The Grand Bazaar of Tabriz in the northwestern Iranian city of Tabriz is known as the largest roofed Bazaar in the world and the oldest one in the Middle East.
For centuries, the endless labyrinthine of architectural marvels combined with colorful charm of traditional goods and scent of oriental spices has allured visitors of the bazaar.
Located at the center of Tabriz, the complex was one of the most important international trade hubs between the 12th and 18th centuries and it still serves as the economic heart of northwestern Iran.
Many world explorers and writers throughout the history, including Marco Polo, Yaqut al-Hamawi and Jean Chardin, have lauded the glory of Tabriz Bazaar as a remarkable part of their adventures.
In 2010, the UNESCO declared Tabriz Bazaar as a World Heritage Site.
As it was located on the Silk Road, thousands of caravans from different Asian, African and European countries passed though Tabriz bazaar on a daily basis, making it one of the world’s most flourishing commercial hubs over centuries.
Tabriz bazaar saw its most glorious days in the 16th century, when Tabriz became the capital city of the Safavid kingdom, but the city lost status as a capital in the 17th century.
The bazaar, however, still remained flourishing. In 19th century, trade volume at Tabriz bazaar constituted over 25 percent of Iran’s business transactions, passing even higher than that of the capital city of Tehran.
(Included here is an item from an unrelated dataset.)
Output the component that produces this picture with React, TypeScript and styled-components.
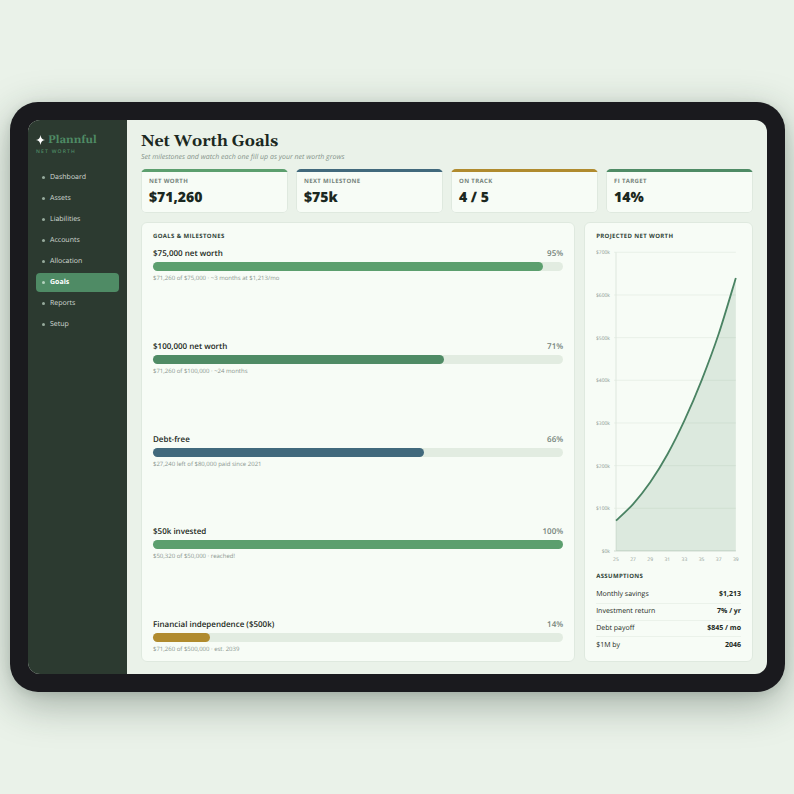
import React from "react";
import styled, { createGlobalStyle } from "styled-components";

const SANS = '"Open Sans", "Noto Sans", sans-serif';
const SERIF = 'Gelasio, Georgia, serif';

const GlobalStyle = createGlobalStyle`
  *, *::before, *::after { box-sizing: border-box; }
  body {
    margin: 0;
    background: #eaf2e9;
    color: #1b2821;
    font-family: ${SANS};
    text-rendering: geometricPrecision;
  }
  h1, h2, h3, p, ul, ol { margin: 0; padding: 0; }
  ul, ol { list-style: none; }
`;

const Stage = styled.div`
  min-height: 100vh;
  display: flex;
  align-items: center;
  justify-content: center;
  padding: 0 9px 0 10px;
  overflow: hidden;
`;

const Device = styled.div`
  width: 100%;
  padding: 18px;
  border-radius: 28px;
  background: #1a1a1e;
  box-shadow: 0 12px 40px rgba(30, 50, 38, 0.36), 0 2px 10px rgba(30, 50, 38, 0.1);
`;

const Screen = styled.div`
  display: flex;
  aspect-ratio: 4 / 3;
  border-radius: 12px;
  overflow: hidden;
  background: #eaf2e9;
`;

const Sidebar = styled.aside`
  flex: none;
  width: 99px;
  padding: 12px 8px;
  background: #2c3a30;
`;

const Brand = styled.div`
  display: flex;
  align-items: center;
  gap: 3px;
  color: #4f8b65;
  font: 700 11px/16px ${SERIF};
`;

const BrandStar = styled.svg`
  width: 9px;
  height: 10px;
  fill: #ffffff;
`;

const BrandSub = styled.p`
  color: #4f8b65;
  font-size: 5px;
  font-weight: 600;
  line-height: 9px;
  letter-spacing: 0.24em;
`;

const NavList = styled.ul`
  display: flex;
  flex-direction: column;
  gap: 2px;
  margin-top: 11px;
`;

const NavLink = styled.a<{ $active?: boolean }>`
  display: flex;
  align-items: center;
  gap: 5px;
  height: 19px;
  padding: 0 6px;
  border-radius: 4px;
  background: ${(p) => (p.$active ? "#4f8b65" : "transparent")};
  color: ${(p) => (p.$active ? "#ffffff" : "#d3dbd5")};
  font-size: 7px;
  font-weight: ${(p) => (p.$active ? 700 : 400)};
  line-height: 13px;
  text-decoration: none;

  &::before {
    content: "";
    width: 3px;
    height: 3px;
    border-radius: 50%;
    background: ${(p) => (p.$active ? "#b4d2be" : "#96aa9c")};
  }
`;

const Main = styled.main`
  flex: 1;
  min-width: 0;
  display: flex;
  flex-direction: column;
  padding: 12px 14px 12px;
`;

const Title = styled.h1`
  font: 700 16px/20px ${SERIF};
`;

const Subtitle = styled.p`
  color: #85928a;
  font-size: 7px;
  font-style: italic;
  line-height: 11px;
`;

const Stats = styled.section`
  display: grid;
  grid-template-columns: repeat(4, 1fr);
  gap: 8px;
  margin: 6px 0 9px;
`;

const StatCard = styled.article<{ $color: string }>`
  height: 44px;
  padding-bottom: 6px;
  border-radius: 5px;
  overflow: hidden;
  background: #f7fcf6;
  box-shadow: inset 0 0 0 1px #dfe9df;

  &::before {
    content: "";
    display: block;
    height: 3px;
    margin-bottom: 6px;
    background: ${(p) => p.$color};
  }
`;

const StatLabel = styled.h2`
  margin: 0 8px;
  color: #75837b;
  font-size: 6px;
  font-weight: 700;
  line-height: 7px;
  letter-spacing: 0.06em;
`;

const StatValue = styled.p`
  margin: 3px 8px 0;
  font-size: 14px;
  font-weight: 800;
  line-height: 20px;
`;

const Panels = styled.div`
  flex: 1;
  min-height: 0;
  display: grid;
  grid-template-columns: 72fr 28fr;
  gap: 9px;
`;

const Panel = styled.section`
  min-width: 0;
  min-height: 0;
  display: flex;
  flex-direction: column;
  padding: 8px 11px;
  border: 1px solid #dfe9df;
  border-radius: 6px;
  background: #f7fcf6;
`;

const PanelTitle = styled.h2`
  color: #304438;
  font-size: 6px;
  font-weight: 700;
  line-height: 10px;
  letter-spacing: 0.06em;
`;

const GoalList = styled.ul`
  flex: 1;
  display: flex;
  flex-direction: column;
  justify-content: space-between;
  margin-top: 7px;
`;

const GoalHead = styled.div`
  display: flex;
  justify-content: space-between;
  font-size: 8px;
  line-height: 11px;
`;

const GoalName = styled.h3`
  font-size: 8px;
  font-weight: 600;
`;

const GoalPercent = styled.span`
  color: #75837b;
  font-weight: 600;
`;

const Track = styled.div`
  height: 9px;
  margin-top: 3px;
  border-radius: 5px;
  background: #e2ece1;
`;

const Fill = styled.div<{ $color: string }>`
  height: 100%;
  border-radius: 5px;
  background: ${(p) => p.$color};
`;

const GoalNote = styled.p`
  margin-top: 3px;
  color: #8a968f;
  font-size: 6px;
  line-height: 8px;
`;

const ChartSvg = styled.svg`
  flex: 1;
  width: 100%;
  min-height: 0;
  margin: 5px 0 7px;
  font-family: ${SANS};
  font-size: 5px;
`;

const Facts = styled.table`
  width: 100%;
  height: 66px;
  margin-top: 6px;
  border-collapse: collapse;
  font-size: 7px;
  line-height: 13px;

  tr + tr {
    border-top: 1px solid #ebf2ea;
  }
  th {
    padding: 0;
    font-weight: 400;
    text-align: left;
  }
  td {
    padding: 0;
    font-weight: 700;
    text-align: right;
  }
`;

const NAV = ["Dashboard", "Assets", "Liabilities", "Accounts", "Allocation", "Goals", "Reports", "Setup"];

const STATS = [
  { label: "NET WORTH", value: "$71,260", color: "#5c9f6e" },
  { label: "NEXT MILESTONE", value: "$75k", color: "#41697c" },
  { label: "ON TRACK", value: "4 / 5", color: "#b08b2e" },
  { label: "FI TARGET", value: "14%", color: "#4f8b65" },
];

const GOALS = [
  { name: "$75,000 net worth", percent: 95, note: "$71,260 of $75,000 · ~3 months at $1,213/mo", color: "#5c9f6e" },
  { name: "$100,000 net worth", percent: 71, note: "$71,260 of $100,000 · ~24 months", color: "#4f8b65" },
  { name: "Debt-free", percent: 66, note: "$27,240 left of $80,000 paid since 2021", color: "#41697c" },
  { name: "$50k invested", percent: 100, note: "$50,320 of $50,000 · reached!", color: "#5c9f6e" },
  { name: "Financial independence ($500k)", percent: 14, note: "$71,260 of $500,000 · est. 2039", color: "#b08b2e" },
];

const FACTS = [
  ["Monthly savings", "$1,213"],
  ["Investment return", "7% / yr"],
  ["Debt payoff", "$845 / mo"],
  ["$1M by", "2046"],
];

// Projected net worth in thousands, every second year.
const PROJECTION = [71, 110, 161, 226, 306, 400, 509, 640];

const PLOT = { left: 20, right: 140, top: 6, bottom: 305 };
const toX = (i: number) => PLOT.left + (i * (PLOT.right - PLOT.left)) / (PROJECTION.length - 1);
const toY = (v: number) => PLOT.bottom - (v * (PLOT.bottom - PLOT.top)) / 700;

function smoothPath(values: number[]) {
  const pts = values.map((v, i) => [toX(i), toY(v)]);
  let d = `M${pts[0][0]} ${pts[0][1]}`;
  for (let i = 0; i < pts.length - 1; i++) {
    const a = pts[Math.max(i - 1, 0)];
    const b = pts[i];
    const c = pts[i + 1];
    const e = pts[Math.min(i + 2, pts.length - 1)];
    d += ` C${b[0] + (c[0] - a[0]) / 6} ${b[1] + (c[1] - a[1]) / 6} ${c[0] - (e[0] - b[0]) / 6} ${c[1] - (e[1] - b[1]) / 6} ${c[0]} ${c[1]}`;
  }
  return d;
}

function ProjectionChart() {
  const line = smoothPath(PROJECTION);
  return (
    <ChartSvg viewBox="0 0 145 318" role="img" aria-label="Projected net worth from 2025 to 2039">
      {[0, 100, 200, 300, 400, 500, 600, 700].map((v) => (
        <g key={v}>
          <line x1={PLOT.left - 2} x2={PLOT.right} y1={toY(v)} y2={toY(v)} stroke={v ? "#e9f0e8" : "#ccd8cd"} />
          <text x={14} y={toY(v) + 2} textAnchor="end" fill="#8a968f">{`$${v}k`}</text>
        </g>
      ))}
      <line x1={PLOT.left} x2={PLOT.left} y1={PLOT.top} y2={PLOT.bottom} stroke="#dfe7de" />
      <path d={`${line} L${PLOT.right} ${PLOT.bottom} L${PLOT.left} ${PLOT.bottom} Z`} fill="#4f8b65" fillOpacity="0.16" />
      <path d={line} fill="none" stroke="#4a8363" strokeWidth="1.8" strokeLinejoin="round" />
      {PROJECTION.map((_, i) => (
        <text key={i} x={toX(i)} y={315} textAnchor="middle" fill="#8a968f">
          {25 + i * 2}
        </text>
      ))}
    </ChartSvg>
  );
}

export default function App() {
  return (
    <>
      <GlobalStyle />
      <Stage>
        <Device>
          <Screen>
            <Sidebar>
              <Brand>
                <BrandStar viewBox="0 0 18 20" aria-hidden="true">
                  <path d="M9 0 C10 6 12 9 18 10 C12 11 10 14 9 20 C8 14 6 11 0 10 C6 9 8 6 9 0 Z" />
                </BrandStar>
                Plannful
              </Brand>
              <BrandSub>NET WORTH</BrandSub>
              <nav aria-label="Main">
                <NavList>
                  {NAV.map((name) => (
                    <li key={name}>
                      <NavLink
                        href={`#${name.toLowerCase()}`}
                        $active={name === "Goals"}
                        aria-current={name === "Goals" ? "page" : undefined}
                      >
                        {name}
                      </NavLink>
                    </li>
                  ))}
                </NavList>
              </nav>
            </Sidebar>
            <Main>
              <header>
                <Title>Net Worth Goals</Title>
                <Subtitle>Set milestones and watch each one fill up as your net worth grows</Subtitle>
              </header>
              <Stats>
                {STATS.map((s) => (
                  <StatCard key={s.label} $color={s.color}>
                    <StatLabel>{s.label}</StatLabel>
                    <StatValue>{s.value}</StatValue>
                  </StatCard>
                ))}
              </Stats>
              <Panels>
                <Panel>
                  <PanelTitle>GOALS &amp; MILESTONES</PanelTitle>
                  <GoalList>
                    {GOALS.map((g) => (
                      <li key={g.name}>
                        <GoalHead>
                          <GoalName>{g.name}</GoalName>
                          <GoalPercent>{g.percent}%</GoalPercent>
                        </GoalHead>
                        <Track
                          role="progressbar"
                          aria-label={g.name}
                          aria-valuenow={g.percent}
                          aria-valuemin={0}
                          aria-valuemax={100}
                        >
                          <Fill $color={g.color} style={{ width: `${g.percent}%` }} />
                        </Track>
                        <GoalNote>{g.note}</GoalNote>
                      </li>
                    ))}
                  </GoalList>
                </Panel>
                <Panel>
                  <PanelTitle>PROJECTED NET WORTH</PanelTitle>
                  <ProjectionChart />
                  <PanelTitle>ASSUMPTIONS</PanelTitle>
                  <Facts>
                    <tbody>
                      {FACTS.map(([label, value]) => (
                        <tr key={label}>
                          <th scope="row">{label}</th>
                          <td>{value}</td>
                        </tr>
                      ))}
                    </tbody>
                  </Facts>
                </Panel>
              </Panels>
            </Main>
          </Screen>
        </Device>
      </Stage>
    </>
  );
}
The complex was not built at one phase and different parts were added to bazaar by different architects at several stages.
The bazaar reaches the historic Jameh Mosque of Tabriz to the west, the provincial governor palace to the east and Mehraneh River to the north.
The one-square-kilometer trade center consists of 5,500 stores selling the products of over 40 types of professions, 60 timchehs (sub-bazaars) and saras (small caravansaries), 30 mosques, 20 alleys and sub-bazaars, five baths, 12 schools and five museums.
Similar to many other Middle Eastern bazaars, Tabriz Bazaar was a key commercial center for religious minorities, with Armenians and Georgians owning a major part of businesses and conducting important transactions with European and Central Asian merchants.
The bazaar was destroyed as a result of several massive earthquakes, but it was reconstructed afterwards. In the latest case in 1780, the bazaar was completely destroyed by a huge earthquake and was rebuilt flowingly.
In 2,000, the Cultural Heritage Organization of Iran began a renovation project for the bazaar in cooperation with the shop owners. The project won the Aga Khan Award for Architecture in 2013.
The masterfully-designed high vaults and domes of the structure decorated with intricate brickworks and tileworks have turned the complex into an outstanding masterpiece in oriental architecture.
The complex consists of several sub-bazaars or timchehs. The most important and luxurious part of Tabriz Bazaar is Amir Bazaar, also known as Timcheh Amir, where shop exclusively sell gold and jewelry. The section has the largest dome in the entire bazaar.
Another important section is Mozaffarieh Bazaar, also known as Timcheh Mozaffarieh, for sale of exquisite Persian carpets. The most beautiful architectural design in the complex belongs to this section.
Other sub-bazaars are dedicated for the sale of a variety of other handicrafts, foodstuff and household items.
The majority of timchehs and saras consist of three-floor buildings where the first floor is used as the warehouse, the second floor as the business office and third floor as the resting space.
Apart from its economic status, Tabriz Bazaar has also been a hub of key social and political developments in the Iranian history, including Iranian Constitutional Revolution in the beginning of the 20th century and Islamic Revolution in 1979.
It is also a center for holding important religious ceremonies, including Day of Ashura, the martyrdom anniversary of third Shia leader Imam Hussein, when merchants cease trading 10 days in advance to hold different mourning ceremonies and assemblies at the venue.
The iconic complex still continues to wield influence over different cultural, social, economic and political arenas in Iran and it is considered as an outstanding example for coexistence of diverse cultures and a model for constructive interaction among different social strata.